The synthesis section presents scores from SA Score, SYBA Score, and RA Score computations:

Histograms for each score distribution (SA, SYBA, RA).
SA vs. SYBA scatter plot colored by model, showing the trade-off between synthetic accessibility and synthesizability.
Retrosynthesis route score histogram and step count histogram from AiZynthFinder results.
Pie chart showing solved vs. unsolved retrosynthesis targets.

Docking

The docking section reports binding affinity results from GNINA, SMINA, and/or Matcha:

Affinity distribution histogram for each docking tool (kcal/mol scale, lower is better).
Box plots of affinity scores grouped by model.
Top molecules table listing the best-scoring compounds with their affinities and CNN scores (for GNINA) and Matcha affinity when Matcha outputs are present.

Docking Filters

If docking filters are enabled, this section shows:

Per-filter pass/fail stats for each enabled filter (search box, pose quality, interactions, conformer deviation, shepherd score).
Histograms of numeric metrics (clashes, strain energy, conformer RMSD, shape score, etc.) with threshold lines.
Per-model breakdown of total poses, passed poses, and pass rates.
Interaction analytics (ProLIF) when interaction reporting is enabled: top-contact residues, interaction type distribution, and residue × interaction-type heatmap.
The aggregation mode (all or any) and overall pass rate.

Descriptors

Two descriptor sections appear in the report — one for initial descriptors (computed early in the pipeline) and one for final descriptors (recomputed on surviving molecules):

Violin plots of key molecular descriptors (MolWt, LogP, TPSA, QED) grouped by model.
Box plots comparing H-bond donors and acceptors across models.
Summary table with mean values for all computed descriptors, broken down by model.

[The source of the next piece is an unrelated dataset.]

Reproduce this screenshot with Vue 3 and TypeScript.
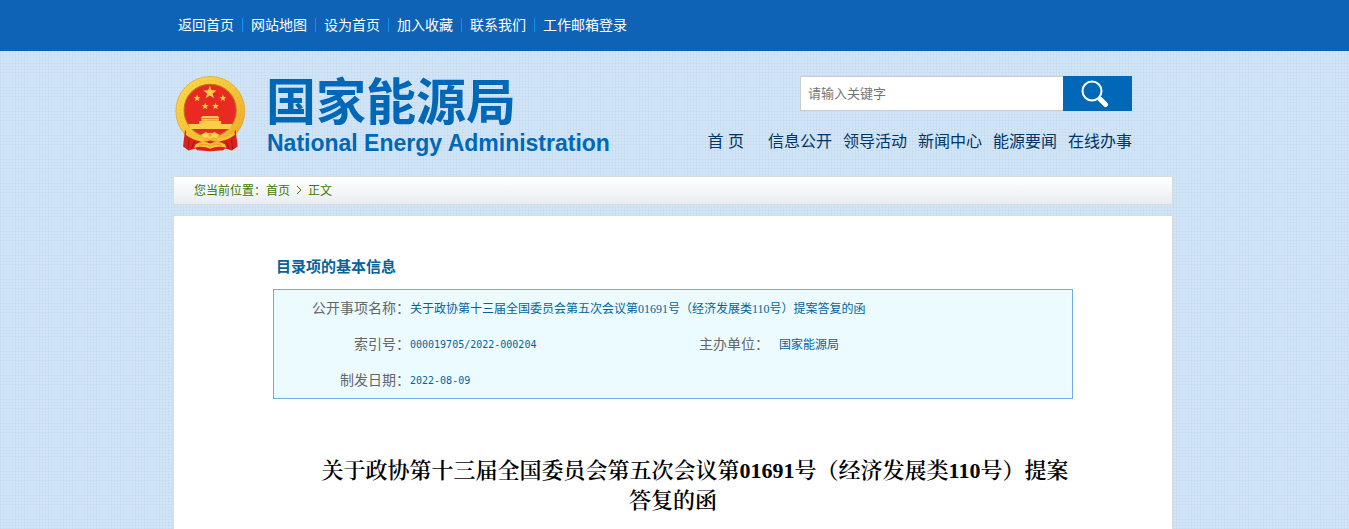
<script setup lang="ts">
import { ref } from 'vue'

const topLinks: string[] = ['返回首页', '网站地图', '设为首页', '加入收藏', '联系我们', '工作邮箱登录']
const mainNav: string[] = ['首 页', '信息公开', '领导活动', '新闻中心', '能源要闻', '在线办事']
const keyword = ref('')
</script>

<template>
  <div class="page">
    <div class="topbar">
      <nav class="wrap top-links" aria-label="快捷链接">
        <a v-for="item in topLinks" :key="item" href="#">{{ item }}</a>
      </nav>
    </div>

    <header class="wrap header">
      <a class="brand" href="#" aria-label="国家能源局">
        <svg class="emblem" viewBox="30 34 212 224" aria-hidden="true">
          <defs>
            <linearGradient id="gold" x1="0" y1="0" x2="1" y2="1">
              <stop offset="0" stop-color="#ffdc4a" />
              <stop offset="0.5" stop-color="#f6c436" />
              <stop offset="1" stop-color="#eba826" />
            </linearGradient>
            <path id="star" d="M0-10 2.4-3.2 9.5-3.1 3.8 1.2 5.9 8.1 0 4-5.9 8.1-3.8 1.2-9.5-3.1-2.4-3.2Z" />
          </defs>
          <circle cx="135.500" cy="137" r="103" fill="url(#gold)" stroke="#dd9c22" stroke-width="2" />
          <circle cx="135" cy="137" r="91" fill="none" stroke="#d99a22" stroke-width="5" stroke-dasharray="3 9" opacity="0.35" />
          <circle cx="135" cy="135" r="78" fill="#e92a22" stroke="#b87a16" stroke-width="3" />
          <g fill="#f9cf48">
            <use href="#star" transform="translate(134 82) scale(2.1)" />
            <use href="#star" transform="translate(96 99) scale(1.1)" />
            <use href="#star" transform="translate(173 99) scale(1.1)" />
            <use href="#star" transform="translate(120 123) scale(1.1)" />
            <use href="#star" transform="translate(151 123) scale(1.1)" />
            <path d="M112 152h46l5 7h-56zM109 160h52v6h-52zM102 167h66v9h-66zM69 176h132l-6 15H76z" />
          </g>
          <path d="M60 193 54 243 70 255 92 249 96 254 135 257 174 254 180 249 200 255 217 243 211 193Q202 213 181 221L158 231 135 225 112 231 90 221Q68 213 60 193Z" fill="#dc221d" />
          <path d="M72 222 69 251M88 229 79 250M183 229 191 250M199 222 202 251" stroke="#a81414" stroke-width="3" fill="none" />
          <path d="M64 198Q90 222 118 216L114 226Q88 229 62 208ZM207 198Q181 222 153 216L157 226Q183 229 209 208Z" fill="#f6c436" />
          <path d="M108 208 122 200 128 203 142 203 148 200 162 208 153 220 145 217 135 221 125 217 117 220Z" fill="#fbd551" stroke="#d58c1b" />
          <circle cx="135" cy="209" r="5" fill="#e5a629" />
          <path d="M92 236Q112 225 135 234 159 225 179 236L184 247Q157 239 135 250 112 239 87 247Z" fill="#f6c436" />
          <path d="M101 240Q119 232 135 242 152 232 170 240" fill="none" stroke="#d58c1b" stroke-width="2" />
        </svg>
        <span class="brand-text">
          <span class="brand-cn">国家能源局</span>
          <span class="brand-en">National Energy Administration</span>
        </span>
      </a>

      <div class="tools">
        <form class="search" role="search" @submit.prevent>
          <input v-model="keyword" type="text" placeholder="请输入关键字" aria-label="请输入关键字" />
          <button type="submit" aria-label="搜索">
            <svg viewBox="0 0 28 28" aria-hidden="true">
              <circle cx="11" cy="11" r="9.500" fill="none" stroke="#fff" stroke-width="2" />
              <path d="M17.500 17.500 19.500 19.500" stroke="#fff" stroke-width="2" />
              <path d="M19.500 19.500 24.500 24.500" stroke="#fff" stroke-width="5" stroke-linecap="round" />
            </svg>
          </button>
        </form>
        <nav class="main-nav" aria-label="主导航">
          <a v-for="item in mainNav" :key="item" href="#">{{ item }}</a>
        </nav>
      </div>
    </header>

    <nav class="wrap crumbs" aria-label="当前位置">
      <span>您当前位置：</span><a href="#">首页</a>
      <svg viewBox="0 0 6 10" aria-hidden="true"><path d="M1 1 5 5 1 9" fill="none" stroke="currentColor" /></svg>
      <a href="#">正文</a>
    </nav>

    <main class="wrap article">
      <h2>目录项的基本信息</h2>
      <table class="info">
        <colgroup><col class="c1" /><col class="c2" /><col class="c3" /><col /></colgroup>
        <tbody>
          <tr>
            <th scope="row">公开事项名称：</th>
            <td colspan="3">关于政协第十三届全国委员会第五次会议第01691号（经济发展类110号）提案答复的函</td>
          </tr>
          <tr>
            <th scope="row">索引号：</th>
            <td class="num">000019705/2022-000204</td>
            <th scope="row">主办单位：</th>
            <td class="office">国家能源局</td>
          </tr>
          <tr>
            <th scope="row">制发日期：</th>
            <td class="num" colspan="3">2022-08-09</td>
          </tr>
        </tbody>
      </table>
      <h1>关于政协第十三届全国委员会第五次会议第01691号（经济发展类110号）提案答复的函</h1>
    </main>
  </div>
</template>

<style>
body {
  margin: 0;
  background-color: #d3e6f7;
  background-image:
    repeating-linear-gradient(0deg, rgba(160, 192, 222, 0.16) 0 1px, transparent 1px 3px),
    repeating-linear-gradient(90deg, rgba(160, 192, 222, 0.16) 0 1px, transparent 1px 3px);
}
</style>

<style scoped>
.page {
  padding-right: 3px;
  font-family: "Liberation Sans", "Noto Sans CJK SC", sans-serif;
  font-size: 12px;
}
a {
  color: inherit;
  text-decoration: none;
}
.wrap {
  box-sizing: border-box;
  width: 1000px;
  max-width: 100%;
  margin: 0 auto;
}
.topbar {
  margin-right: -3px;
  padding-right: 3px;
  background: #0e63b6;
}
.top-links {
  display: flex;
  align-items: center;
  height: 51px;
  padding: 0 0 2px 5px;
  font-size: 14px;
  line-height: 14px;
  color: #fff;
}
.top-links a + a {
  margin-left: 8px;
  padding-left: 8px;
  border-left: 1px solid #0d93f2;
}
.header {
  display: flex;
  justify-content: space-between;
  height: 125px;
  padding: 25px 41px 0 2px;
}
.brand {
  display: flex;
  color: #0068b7;
}
.emblem {
  width: 71px;
  height: 76px;
}
.brand-text {
  display: flex;
  flex-direction: column;
  padding-left: 20px;
}
.brand-cn {
  font-size: 50px;
  line-height: 54px;
  font-weight: 700;
}
.brand-en {
  padding-left: 1px;
  font-size: 23px;
  line-height: 26px;
  font-weight: 700;
  white-space: nowrap;
}
.tools {
  display: flex;
  flex-direction: column;
  align-items: flex-end;
}
.search {
  display: flex;
  width: 332px;
  height: 35px;
}
.search input {
  box-sizing: border-box;
  flex: 1;
  min-width: 0;
  padding: 0 7px;
  border: 1px solid #ccc;
  border-right: 0;
  border-radius: 0;
  background: #fff;
  font-family: inherit;
  font-size: 13px;
  color: #333;
}
.search input::placeholder {
  color: #757575;
}
.search button {
  display: flex;
  align-items: center;
  justify-content: center;
  width: 69px;
  padding: 0 5px 0 0;
  border: 0;
  background: #0068b7;
}
.search svg {
  width: 28px;
  height: 28px;
}
.main-nav {
  display: flex;
  gap: 11px;
  margin-top: 19px;
  font-size: 16px;
  line-height: 24px;
  color: #003567;
}
.main-nav a:first-child {
  margin-right: 13px;
}
.crumbs {
  display: flex;
  align-items: center;
  height: 29px;
  padding: 0 0 2px 20px;
  border: 1px solid #d9dcdf;
  background: linear-gradient(#fff, #e9edf0);
  color: #3f7a00;
}
.crumbs svg {
  width: 6px;
  height: 10px;
  margin: 0 6px;
}
.article {
  min-height: 314px;
  margin-top: 10px;
  padding: 40px 99px 0;
  border: 1px solid #d9dcdf;
  border-bottom: 0;
  background: #fff;
}
h2 {
  margin: 0 0 11px;
  padding-left: 3px;
  font-size: 15px;
  line-height: 22px;
  color: #05639b;
}
.info {
  width: 100%;
  border: 1px solid #6daee8;
  border-spacing: 0;
  table-layout: fixed;
  background: #ecfbff;
}
.c1 { width: 136px; }
.c2 { width: 287px; }
.c3 { width: 72px; }
.info th,
.info td {
  height: 36px;
  padding: 0;
  white-space: nowrap;
}
.info th {
  padding-bottom: 2px;
  height: 34px;
  font-size: 14px;
  font-weight: 400;
  text-align: right;
  color: #666;
}
.info td {
  font-family: "Liberation Serif", "Noto Sans CJK SC", serif;
  color: #05639b;
}
.info .num {
  font-family: "DejaVu Sans Mono", monospace;
  font-size: 10px;
}
.info .office {
  padding-left: 10px;
}
h1 {
  margin: 57px 0 0;
  font-family: "Liberation Serif", "Noto Serif CJK SC", "Noto Sans CJK SC", serif;
  font-size: 22px;
  line-height: 30px;
  font-weight: 600;
  text-align: center;
  text-indent: 2em;
  color: #000;
}
</style>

Drug-likeness threshold lines (e.g., Lipinski’s Rule of Five boundaries) are included as reference markers in the interactive histograms.

Interpreting Comparison Histograms

When comparing generated molecules against reference sets:

Overlapping distributions indicate that generated molecules match the reference property profile.
Shifted distributions highlight systematic differences (e.g., generated molecules are heavier or more lipophilic than references).
Use the model dropdown to isolate individual models and see which generator best matches the target property space.

Generative Metrics (MolEval)

This section reports intrinsic distribution quality metrics computed by the vendored MolEval library at five pipeline checkpoints. It includes:

Line chart tracking all active metrics across stages.
Heatmap with exact metric values (rows = metrics, columns = stages).
Data table in RUN_INFO.md appended after the run.

See the MolEval Metrics page for detailed metric definitions.

Output Files

After report generation, the run directory contains:

File	Description
`report.html`	Self-contained interactive HTML report
`report_data.json`	Raw JSON data used to build the report
`stage_filter_audit.ipynb`	Jupyter notebook for molecule-level stage audit with `mols2grid`
`RUN_INFO.md`	Markdown summary with MolEval metrics table
`stages/06_docking_filters/interaction_*.csv`	Interaction reporting artifacts (events, residue summary, type summary, matrix) produced by docking filters
`stages/06_docking_filters/interaction_report_meta.json`	Metadata summary for interaction reporting totals used by report visualizations

Configuration

Report generation is triggered automatically by hedgehog after all pipeline stages complete. The MolEval sections require a valid config_moleval path in the pipeline configuration:


config_moleval: src/hedgehog/configs/config_moleval.yml

See MolEval Configuration for all available options.